[START Data block]

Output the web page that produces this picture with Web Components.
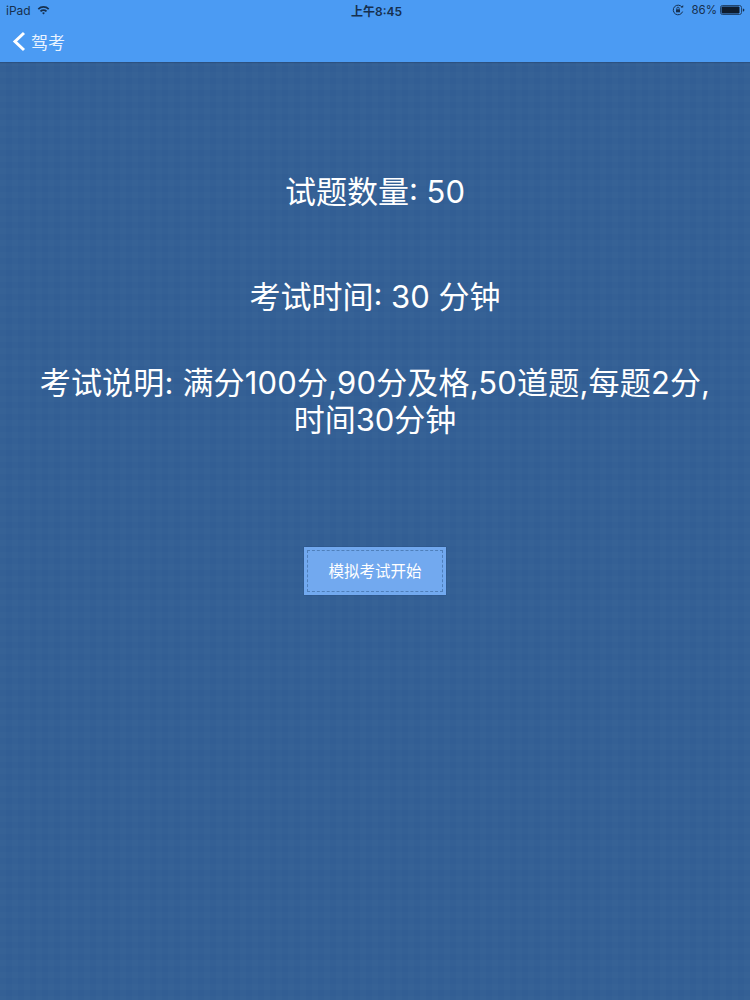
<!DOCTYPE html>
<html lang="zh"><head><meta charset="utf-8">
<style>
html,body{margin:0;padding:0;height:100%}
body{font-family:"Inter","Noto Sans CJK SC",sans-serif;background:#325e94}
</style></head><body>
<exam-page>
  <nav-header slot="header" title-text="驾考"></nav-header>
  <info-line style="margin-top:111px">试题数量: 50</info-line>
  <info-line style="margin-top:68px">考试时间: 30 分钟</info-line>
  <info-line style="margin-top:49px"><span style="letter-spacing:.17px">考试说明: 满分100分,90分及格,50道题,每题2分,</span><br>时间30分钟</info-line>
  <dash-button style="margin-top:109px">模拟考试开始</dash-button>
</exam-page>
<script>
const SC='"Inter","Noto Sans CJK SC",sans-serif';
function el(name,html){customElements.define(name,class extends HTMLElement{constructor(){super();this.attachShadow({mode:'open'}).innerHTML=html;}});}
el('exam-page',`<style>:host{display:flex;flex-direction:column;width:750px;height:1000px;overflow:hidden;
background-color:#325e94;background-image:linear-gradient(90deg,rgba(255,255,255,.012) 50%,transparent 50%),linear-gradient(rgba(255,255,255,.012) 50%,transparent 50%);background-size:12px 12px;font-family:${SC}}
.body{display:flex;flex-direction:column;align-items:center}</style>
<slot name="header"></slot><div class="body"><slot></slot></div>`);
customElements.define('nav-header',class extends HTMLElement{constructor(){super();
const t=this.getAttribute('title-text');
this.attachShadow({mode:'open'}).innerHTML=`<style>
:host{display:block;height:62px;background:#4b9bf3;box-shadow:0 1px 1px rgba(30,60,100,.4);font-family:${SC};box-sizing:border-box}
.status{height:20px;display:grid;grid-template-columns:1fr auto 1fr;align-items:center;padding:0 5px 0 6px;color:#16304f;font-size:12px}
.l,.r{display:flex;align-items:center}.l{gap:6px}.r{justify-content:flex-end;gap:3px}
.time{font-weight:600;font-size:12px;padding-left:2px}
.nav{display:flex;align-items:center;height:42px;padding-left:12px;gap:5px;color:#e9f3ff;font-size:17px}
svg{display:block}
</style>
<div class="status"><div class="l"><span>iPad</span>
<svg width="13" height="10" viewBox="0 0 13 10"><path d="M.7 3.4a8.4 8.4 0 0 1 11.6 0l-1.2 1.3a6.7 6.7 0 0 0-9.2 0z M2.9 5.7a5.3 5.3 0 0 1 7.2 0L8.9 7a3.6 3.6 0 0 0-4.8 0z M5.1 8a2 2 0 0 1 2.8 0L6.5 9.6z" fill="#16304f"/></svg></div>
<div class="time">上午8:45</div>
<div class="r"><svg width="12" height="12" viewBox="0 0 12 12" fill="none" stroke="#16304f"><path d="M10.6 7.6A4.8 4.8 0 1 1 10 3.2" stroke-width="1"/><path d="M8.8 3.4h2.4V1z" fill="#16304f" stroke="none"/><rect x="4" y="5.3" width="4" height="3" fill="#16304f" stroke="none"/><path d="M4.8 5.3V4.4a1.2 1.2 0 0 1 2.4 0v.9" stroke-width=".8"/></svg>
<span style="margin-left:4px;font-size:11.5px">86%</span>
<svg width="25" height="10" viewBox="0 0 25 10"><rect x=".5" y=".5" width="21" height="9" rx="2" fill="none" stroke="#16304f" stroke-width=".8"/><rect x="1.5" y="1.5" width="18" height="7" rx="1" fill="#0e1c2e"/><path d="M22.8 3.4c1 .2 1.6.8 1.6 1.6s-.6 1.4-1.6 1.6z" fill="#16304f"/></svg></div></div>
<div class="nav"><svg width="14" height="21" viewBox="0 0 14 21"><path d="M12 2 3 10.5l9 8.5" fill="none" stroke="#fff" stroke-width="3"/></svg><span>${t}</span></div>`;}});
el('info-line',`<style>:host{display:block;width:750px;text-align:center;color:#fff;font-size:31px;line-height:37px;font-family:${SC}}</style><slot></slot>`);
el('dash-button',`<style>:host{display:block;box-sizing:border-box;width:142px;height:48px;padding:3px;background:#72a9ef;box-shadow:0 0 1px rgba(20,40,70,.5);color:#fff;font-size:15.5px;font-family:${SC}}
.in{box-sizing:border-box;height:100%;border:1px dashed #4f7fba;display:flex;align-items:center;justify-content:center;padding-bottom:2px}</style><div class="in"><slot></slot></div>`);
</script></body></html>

[END Data block]

Leave out the pictures and retype every line above exactly.

Output the web page that produces this picture with Web Components.
<!DOCTYPE html>
<html lang="zh"><head><meta charset="utf-8">
<style>
html,body{margin:0;padding:0;height:100%}
body{font-family:"Inter","Noto Sans CJK SC",sans-serif;background:#325e94}
</style></head><body>
<exam-page>
  <nav-header slot="header" title-text="驾考"></nav-header>
  <info-line style="margin-top:111px">试题数量: 50</info-line>
  <info-line style="margin-top:68px">考试时间: 30 分钟</info-line>
  <info-line style="margin-top:49px"><span style="letter-spacing:.17px">考试说明: 满分100分,90分及格,50道题,每题2分,</span><br>时间30分钟</info-line>
  <dash-button style="margin-top:109px">模拟考试开始</dash-button>
</exam-page>
<script>
const SC='"Inter","Noto Sans CJK SC",sans-serif';
function el(name,html){customElements.define(name,class extends HTMLElement{constructor(){super();this.attachShadow({mode:'open'}).innerHTML=html;}});}
el('exam-page',`<style>:host{display:flex;flex-direction:column;width:750px;height:1000px;overflow:hidden;
background-color:#325e94;background-image:linear-gradient(90deg,rgba(255,255,255,.012) 50%,transparent 50%),linear-gradient(rgba(255,255,255,.012) 50%,transparent 50%);background-size:12px 12px;font-family:${SC}}
.body{display:flex;flex-direction:column;align-items:center}</style>
<slot name="header"></slot><div class="body"><slot></slot></div>`);
customElements.define('nav-header',class extends HTMLElement{constructor(){super();
const t=this.getAttribute('title-text');
this.attachShadow({mode:'open'}).innerHTML=`<style>
:host{display:block;height:62px;background:#4b9bf3;box-shadow:0 1px 1px rgba(30,60,100,.4);font-family:${SC};box-sizing:border-box}
.status{height:20px;display:grid;grid-template-columns:1fr auto 1fr;align-items:center;padding:0 5px 0 6px;color:#16304f;font-size:12px}
.l,.r{display:flex;align-items:center}.l{gap:6px}.r{justify-content:flex-end;gap:3px}
.time{font-weight:600;font-size:12px;padding-left:2px}
.nav{display:flex;align-items:center;height:42px;padding-left:12px;gap:5px;color:#e9f3ff;font-size:17px}
svg{display:block}
</style>
<div class="status"><div class="l"><span>iPad</span>
<svg width="13" height="10" viewBox="0 0 13 10"><path d="M.7 3.4a8.4 8.4 0 0 1 11.6 0l-1.2 1.3a6.7 6.7 0 0 0-9.2 0z M2.9 5.7a5.3 5.3 0 0 1 7.2 0L8.9 7a3.6 3.6 0 0 0-4.8 0z M5.1 8a2 2 0 0 1 2.8 0L6.5 9.6z" fill="#16304f"/></svg></div>
<div class="time">上午8:45</div>
<div class="r"><svg width="12" height="12" viewBox="0 0 12 12" fill="none" stroke="#16304f"><path d="M10.6 7.6A4.8 4.8 0 1 1 10 3.2" stroke-width="1"/><path d="M8.8 3.4h2.4V1z" fill="#16304f" stroke="none"/><rect x="4" y="5.3" width="4" height="3" fill="#16304f" stroke="none"/><path d="M4.8 5.3V4.4a1.2 1.2 0 0 1 2.4 0v.9" stroke-width=".8"/></svg>
<span style="margin-left:4px;font-size:11.5px">86%</span>
<svg width="25" height="10" viewBox="0 0 25 10"><rect x=".5" y=".5" width="21" height="9" rx="2" fill="none" stroke="#16304f" stroke-width=".8"/><rect x="1.5" y="1.5" width="18" height="7" rx="1" fill="#0e1c2e"/><path d="M22.8 3.4c1 .2 1.6.8 1.6 1.6s-.6 1.4-1.6 1.6z" fill="#16304f"/></svg></div></div>
<div class="nav"><svg width="14" height="21" viewBox="0 0 14 21"><path d="M12 2 3 10.5l9 8.5" fill="none" stroke="#fff" stroke-width="3"/></svg><span>${t}</span></div>`;}});
el('info-line',`<style>:host{display:block;width:750px;text-align:center;color:#fff;font-size:31px;line-height:37px;font-family:${SC}}</style><slot></slot>`);
el('dash-button',`<style>:host{display:block;box-sizing:border-box;width:142px;height:48px;padding:3px;background:#72a9ef;box-shadow:0 0 1px rgba(20,40,70,.5);color:#fff;font-size:15.5px;font-family:${SC}}
.in{box-sizing:border-box;height:100%;border:1px dashed #4f7fba;display:flex;align-items:center;justify-content:center;padding-bottom:2px}</style><div class="in"><slot></slot></div>`);
</script></body></html>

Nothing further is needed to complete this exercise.